The book left me with an open reflection. To some extent the story of Ulysses has followed me for years (or I have followed it), and I've come to appreciate what I perceive as the feminine warrior protectiveness of Athena, one of my favorites of the Greek pantheon. As Minerva her visage adorns the Great Seal of my homeland, California. And yet according to this book, Athena was made into a soldier by bloodthirsty male barbarians. Although there can be little doubt about the patriarchal distortions of the Greek goddesses--how many positive stories do you hear about Hera?--I'm wondering if we lose something in relegating quite so much to these distortions. Athena "feels" fiercely protective (but not soldierly) to me in dreams, in active imagination, and in fantasy: is this her quality, an archetypal aspect of her being, or does it merely derive from my being a man raised in a patriarchy? Or a man with an assertive anima? I don't know.
In any case this book remains a nice counterbalance to the usual versions of Homeric and Olympian mythology we find even now in most books dealing with Greek deities. There is also a cutting criticism of Jungian conflations of goddess, femininity, and darkness that will delight readers tired of hearing about the passive, yin-like, and shadowy "archetypal feminine," a convenient category for shoring up unjust power relations.
Previous comments misrepresent this book as touchy-feely, matriarchal, rock worship. Such is not the case. Hellenic women were married at an early age in order to 'tame' them - an unmarried, post-pubescent girl was thought to be dangerous (compare with myths of male heroes taming the Amazons by sleeping with their Queen). This book, while growing out of feminist and earth-centered movements, is myth and history illuminating who these goddesses may have been before myth tamed them through marriage to gods.
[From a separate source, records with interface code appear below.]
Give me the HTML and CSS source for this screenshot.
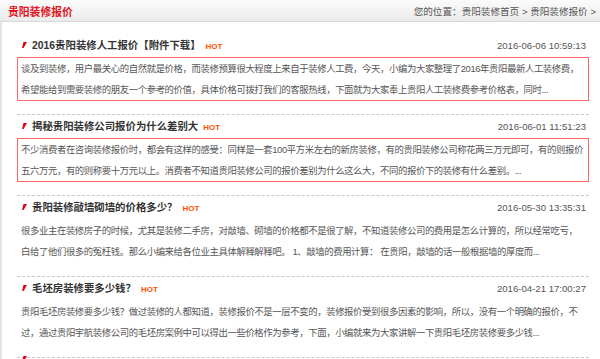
FILE: index.html
```html
<!DOCTYPE html>
<html lang="zh-CN">
<head>
  <meta charset="UTF-8">
  <title>贵阳装修报价</title>
  <link rel="stylesheet" href="styles.css">
</head>
<body>
  <div class="panel">
    <div class="panel-head">
      <h2>贵阳装修报价</h2>
      <div class="crumbs">您的位置：<a href="#">贵阳装修首页</a> &gt; <a href="#">贵阳装修报价</a> &gt;</div>
    </div>

    <ul class="news-list">
      <li class="news-item">
        <div class="news-title">
          <span class="mark"><svg width="5" height="6" viewBox="0 0 5 6"><polygon points="1.5,0 5,0 1.6,6 0,6" fill="#e60012"/></svg></span>
          <a href="#">2016贵阳装修人工报价【附件下载】</a>
          <span class="hot">HOT</span>
          <span class="date">2016-06-06 10:59:13</span>
        </div>
        <p class="summary boxed">谈及到装修，用户最关心的自然就是价格，而装修预算很大程度上来自于装修人工费，今天，小编为大家整理了2016年贵阳最新人工装修费，希望能给到需要装修的朋友一个参考的价值，具体价格可拨打我们的客服热线，下面就为大家奉上贵阳人工装修费参考价格表，同时...</p>
      </li>
      <li class="news-item">
        <div class="news-title">
          <span class="mark"><svg width="5" height="6" viewBox="0 0 5 6"><polygon points="1.5,0 5,0 1.6,6 0,6" fill="#e60012"/></svg></span>
          <a href="#">揭秘贵阳装修公司报价为什么差别大</a>
          <span class="hot">HOT</span>
          <span class="date">2016-06-01 11:51:23</span>
        </div>
        <p class="summary boxed">不少消费者在咨询装修报价时，都会有这样的感受：同样是一套100平方米左右的新房装修，有的贵阳装修公司称花两三万元即可，有的则报价五六万元，有的则称要十万元以上。消费者不知道贵阳装修公司的报价差别为什么这么大，不同的报价下的装修有什么差别。...</p>
      </li>
      <li class="news-item">
        <div class="news-title">
          <span class="mark"><svg width="5" height="6" viewBox="0 0 5 6"><polygon points="1.5,0 5,0 1.6,6 0,6" fill="#e60012"/></svg></span>
          <a href="#">贵阳装修敲墙砌墙的价格多少？</a>
          <span class="hot">HOT</span>
          <span class="date">2016-05-30 13:35:31</span>
        </div>
        <p class="summary">很多业主在装修房子的时候，尤其是装修二手房，对敲墙、砌墙的价格都不是很了解，不知道装修公司的费用是怎么计算的，所以经常吃亏，白给了他们很多的冤枉钱。那么小编来给各位业主具体解释解释吧。 1、敲墙的费用计算： 在贵阳，敲墙的话一般根据墙的厚度而...</p>
      </li>
      <li class="news-item">
        <div class="news-title">
          <span class="mark"><svg width="5" height="6" viewBox="0 0 5 6"><polygon points="1.5,0 5,0 1.6,6 0,6" fill="#e60012"/></svg></span>
          <a href="#">毛坯房装修要多少钱？</a>
          <span class="hot">HOT</span>
          <span class="date">2016-04-21 17:00:27</span>
        </div>
        <p class="summary">贵阳毛坯房装修要多少钱？做过装修的人都知道，装修报价不是一层不变的，装修报价受到很多因素的影响，所以，没有一个明确的报价，不过，通过贵阳宇航装修公司的毛坯房案例中可以得出一些价格作为参考，下面，小编就来为大家讲解一下贵阳毛坯房装修要多少钱...</p>
      </li>
      <li class="news-item">
        <div class="news-title">
          <span class="mark"><svg width="5" height="6" viewBox="0 0 5 6"><polygon points="1.5,0 5,0 1.6,6 0,6" fill="#e60012"/></svg></span>
        </div>
      </li>
    </ul>
  </div>
</body>
</html>
```

FILE: styles.css
```css
body {
  margin: 0;
  padding: 0;
  background-color: #ffffff;
  font-family: 'Liberation Sans', 'Noto Sans CJK SC', sans-serif;
  color: #555;
  overflow: hidden;
}

a {
  color: inherit;
  text-decoration: none;
}

.panel {
  width: 600px;
  height: 359px;
  overflow: hidden;
}

.panel-head {
  display: flex;
  justify-content: space-between;
  align-items: center;
  height: 21px;
  padding: 0 4px 0 8px;
  background: linear-gradient(#fbfbfb, #ebebeb);
  border-bottom: 1px solid #d8d8d8;
}

.panel-head h2 {
  margin: 0;
  font-size: 10.8px;
  font-weight: bold;
  color: #e0141e;
}

.crumbs {
  font-size: 9.6px;
  color: #555;
}

.news-list {
  list-style: none;
  margin: 0;
  padding: 12px 11px 0 15px;
  border-left: 2px solid #e4e4e4;
}

.news-item {
  padding: 2px 0 13px;
  border-bottom: 1px dashed #c8c8c8;
}

.news-title {
  display: flex;
  align-items: baseline;
  line-height: 20px;
  padding: 0 3px 0 5px;
}

.mark {
  width: 5px;
  margin-right: 5px;
  align-self: center;
  display: flex;
  margin-top: -4px;
}

.news-title a {
  font-size: 10.4px;
  font-weight: bold;
  color: #333;
}

.hot {
  margin-left: 5px;
  font-size: 8px;
  font-weight: bold;
  color: #ff5000;
}

.date {
  margin-left: auto;
  font-size: 9.6px;
  color: #555;
}

.summary {
  margin: 0;
  padding: 0 3px;
  font-size: 9.4px;
  letter-spacing: -0.4px;
  line-height: 21px;
  border: 1px solid transparent;
}

.summary.boxed {
  border-color: #f66;
}
```
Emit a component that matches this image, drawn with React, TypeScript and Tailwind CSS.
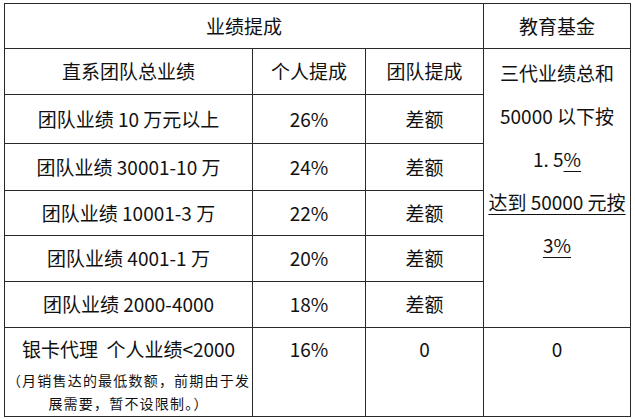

"The goal of such work [extending the knowledge of pre-Hellenic culture] is not the reinstatement of prehistoric cultural structures, but rather the transmission of possibilities" As we know, history is written by the winners, and when the gods we now are most familiar with, the "classical" myths, were brought into the culture, the older myths which were more matrifocal largely vanished. Not to devalue Homer, but there is genuine value in these much older myths, just as we hold Virgil and Homer in high regard for their telling of newer gods.
The pre-Hellenic myths give us a glimpse into a culture where Hera (for instance) was powerful in her own right, not merely a consort and sister to Zeus. How can knowing two sides of a story be a bad thing? History may be written by the winners, but those who were conquered left traces of themselves behind, too, and you can read about some of it here.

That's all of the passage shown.